New technologies: How is TCCA preparing for the integration of 5G, AI, and other emerging technologies in critical communication systems?

Much work is already progressed in 5G from both 3GPP standards perspective for many of the essential critical communications capabilities, and vendors and network operators are already deploying solutions capable of supporting available features. Work continues with ongoing feature enhancements in 5G Advanced and non-terrestrial networks, and positioning forming is commencing with 6G with TCCA providing input. Sidelink with multi-hop in 5G offers some promising solutions for solving the device-to-device requirements of critical users. 


Our community including network operators are devoting significant effort in understanding how AI can improve network operations and efficiency and provisioning.
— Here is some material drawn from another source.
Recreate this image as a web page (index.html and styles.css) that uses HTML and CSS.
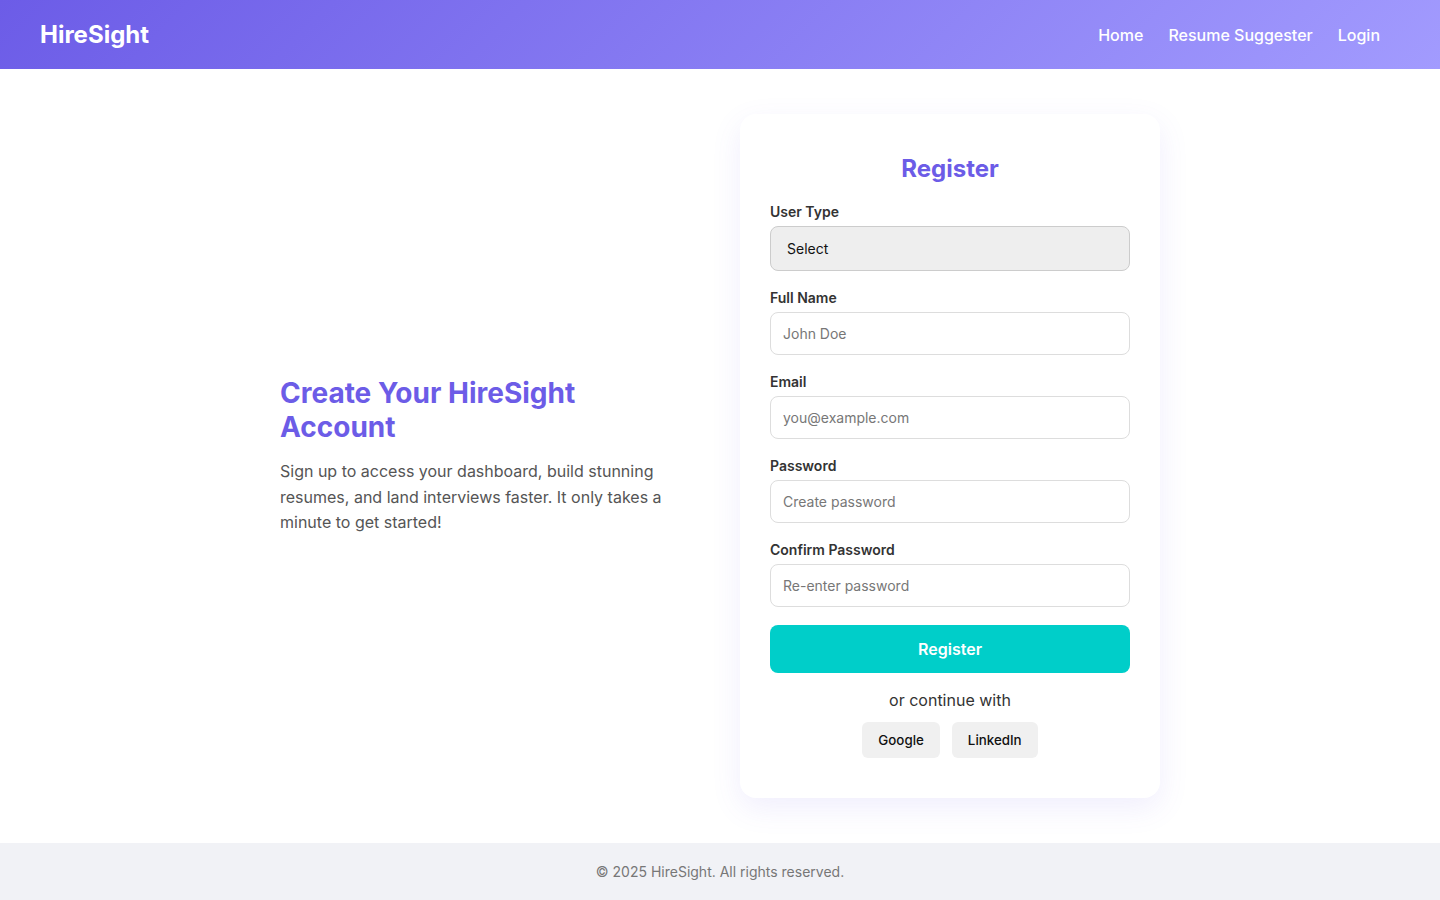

Likewise, AI is being evolved to help more efficiently manage dataflows, especially in disseminating and managing essential information required by our sector end user operations in areas such as call taking, command and control, situational awareness, preparedness and response effectiveness.


Significant attention must be still devoted to delivering the most seamless connectivity to critical users given the trend and need for a hybrid technology approach to delivering trusted secure connectivity where and when it is required. Success will only be possible through local, regional and inter-sector collaboration. TCCA looks forward to continuing its role as a leading association driving for safer societies through its representation of critical industry sector requirements.